Most so-called airtight can lights leak air. Most experienced home performance contractors who have conducted blower door tests for years can confirm this.

In addition to the fact that most recessed can lights leak air, they have at least two other problems: they create hot spots in insulated ceilings that can lead to snow melt and ice-damming (most commonly, when the can lights are installed in a cathedral ceiling, but also when installed in a flat ceiling, if the can light is near the eaves), and they reduce the thickness of the insulation by taking up space in the insulated framing bay.

Feb 27, 2012 12:21 PM ET

Thanks for the review
by Carl Seville

Martin - Thanks for the thorough review of our book. I appreciate the time you obviously put into digesting the information. Although you did find some flaws, considering the depth and breadth of the subject and the time (3 years) we put into it, I feel like we didn't miss too much. I've been on a short vacation so I haven't taken the time to dig into your specific comments on errors and disagreements, but will do so with Abe and follow up soon.

On a couple of specific comments - I appreciate your concern that we didn't address the problem with recessed lights in insulated ceilings more strongly. We talk early in the book about the importance of the building envelope and where to locate it, but I see that the electrical chapter could use a recap of that issue as it relates to fixture selection.

On the HVAC, we did include a 2 page chart listing the pros and cons of different types of systems. we all have our preferences for what to use, but they are going to be influenced by climate, building type, occupant behavior and preferences, and available fuel sources. In a text like this, it is almost impossible to make specific recommendations that apply to all readers - we need to provide them with appropriate information for them to make their own decisions.

Finally, for today, I have to take responsibility for "fenestration management". We went back and forth with calling that chapter Windows, Doors, and Skylights, and ultimately chose to call it fenestration to be more accurate and cut down on the words used in each sentence. I think that particular section could use a better title but some things just slip through the cracks.
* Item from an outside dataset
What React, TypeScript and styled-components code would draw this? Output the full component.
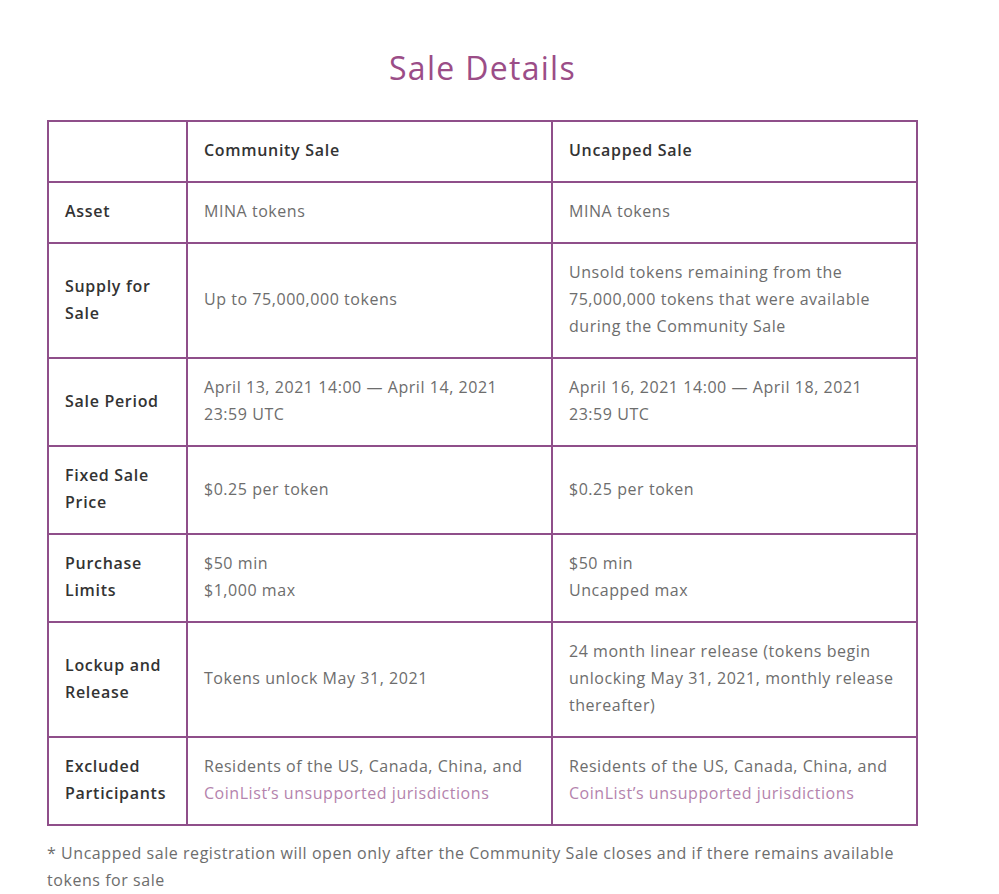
import styled, { createGlobalStyle } from 'styled-components';
import { FC, ReactNode } from 'react';

const GlobalStyle = createGlobalStyle`
  body {
    margin: 0;
    background: #fff;
    font-family: 'Open Sans', 'Liberation Sans', sans-serif;
  }
`;

const Page = styled.div`
  width: 871px;
  margin-left: 47px;
  padding-top: 45px;
`;

const Title = styled.h2`
  margin: 0 0 29px;
  text-align: center;
  font-size: 32px;
  font-weight: 400;
  letter-spacing: 1.3px;
  line-height: 46px;
  color: #9b4d87;
`;

const Table = styled.table`
  width: 100%;
  border-collapse: collapse;
  border: 2px solid #8f4f8a;
  font-size: 16px;
  line-height: 27px;
  letter-spacing: 0.55px;
`;

const Cell = styled.td<{ $head?: boolean; $label?: boolean }>`
  border: 2px solid #8f4f8a;
  padding: 15px 16px 17px;
  vertical-align: middle;
  text-align: left;
  color: ${(p) => (p.$head || p.$label ? '#333' : '#6d6d6d')};
  font-weight: ${(p) => (p.$head || p.$label ? 600 : 400)};
  letter-spacing: ${(p) => (p.$head || p.$label ? '0.7px' : '0.55px')};
`;

const LinkText = styled.a`
  color: #b483ad;
  text-decoration: none;
`;

const Note = styled.p`
  margin: 14px 0 0;
  font-size: 16px;
  line-height: 27px;
  letter-spacing: 0.55px;
  color: #6d6d6d;
`;

type Row = { label: ReactNode; community: ReactNode; uncapped: ReactNode };

const excluded = (
  <>
    Residents of the US, Canada, China, and
    <br />
    <LinkText>CoinList’s unsupported jurisdictions</LinkText>
  </>
);

const rows: Row[] = [
  { label: 'Asset', community: 'MINA tokens', uncapped: 'MINA tokens' },
  {
    label: (
      <>
        Supply for
        <br />
        Sale
      </>
    ),
    community: 'Up to 75,000,000 tokens',
    uncapped: 'Unsold tokens remaining from the 75,000,000 tokens that were available during the Community Sale',
  },
  {
    label: 'Sale Period',
    community: 'April 13, 2021 14:00 — April 14, 2021 23:59 UTC',
    uncapped: 'April 16, 2021 14:00 — April 18, 2021 23:59 UTC',
  },
  {
    label: (
      <>
        Fixed Sale
        <br />
        Price
      </>
    ),
    community: '$0.25 per token',
    uncapped: '$0.25 per token',
  },
  {
    label: (
      <>
        Purchase
        <br />
        Limits
      </>
    ),
    community: (
      <>
        $50 min
        <br />
        $1,000 max
      </>
    ),
    uncapped: (
      <>
        $50 min
        <br />
        Uncapped max
      </>
    ),
  },
  {
    label: (
      <>
        Lockup and
        <br />
        Release
      </>
    ),
    community: 'Tokens unlock May 31, 2021',
    uncapped: '24 month linear release (tokens begin unlocking May 31, 2021, monthly release thereafter)',
  },
  {
    label: (
      <>
        Excluded
        <br />
        Participants
      </>
    ),
    community: excluded,
    uncapped: excluded,
  },
];

const App: FC = () => (
  <>
    <GlobalStyle />
    <Page>
      <Title>Sale Details</Title>
      <Table>
        <colgroup>
          <col style={{ width: 139 }} />
          <col style={{ width: 366 }} />
          <col style={{ width: 366 }} />
        </colgroup>
        <thead>
          <tr>
            <Cell as="th" $head />
            <Cell as="th" $head>
              Community Sale
            </Cell>
            <Cell as="th" $head>
              Uncapped Sale
            </Cell>
          </tr>
        </thead>
        <tbody>
          {rows.map((r, i) => (
            <tr key={i}>
              <Cell $label>{r.label}</Cell>
              <Cell>{r.community}</Cell>
              <Cell>{r.uncapped}</Cell>
            </tr>
          ))}
        </tbody>
      </Table>
      <Note>
        * Uncapped sale registration will open only after the Community Sale closes and if there remains available
        tokens for sale
      </Note>
    </Page>
  </>
);

export default App;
We're in the process of reviewing the text for the next printing and will be able to make some minor changes and corrections, big adjustments will need to wait for the next full edition in a few years.


Mar 1, 2012 9:16 AM ET

Alternatives to can lights
by Elizabeth Kormos

When we built our house 17 years ago we put in two sets of large track lights with 4 lights each in the ceiling of our 2 story family room. We can turn on all 8 or only four on and they are on dimmers. They are directed toward the walls and give a nice light. With the dimmers we can go from romantic evening all the way to full light. I will be putting track lights in our new home. Much better than cans.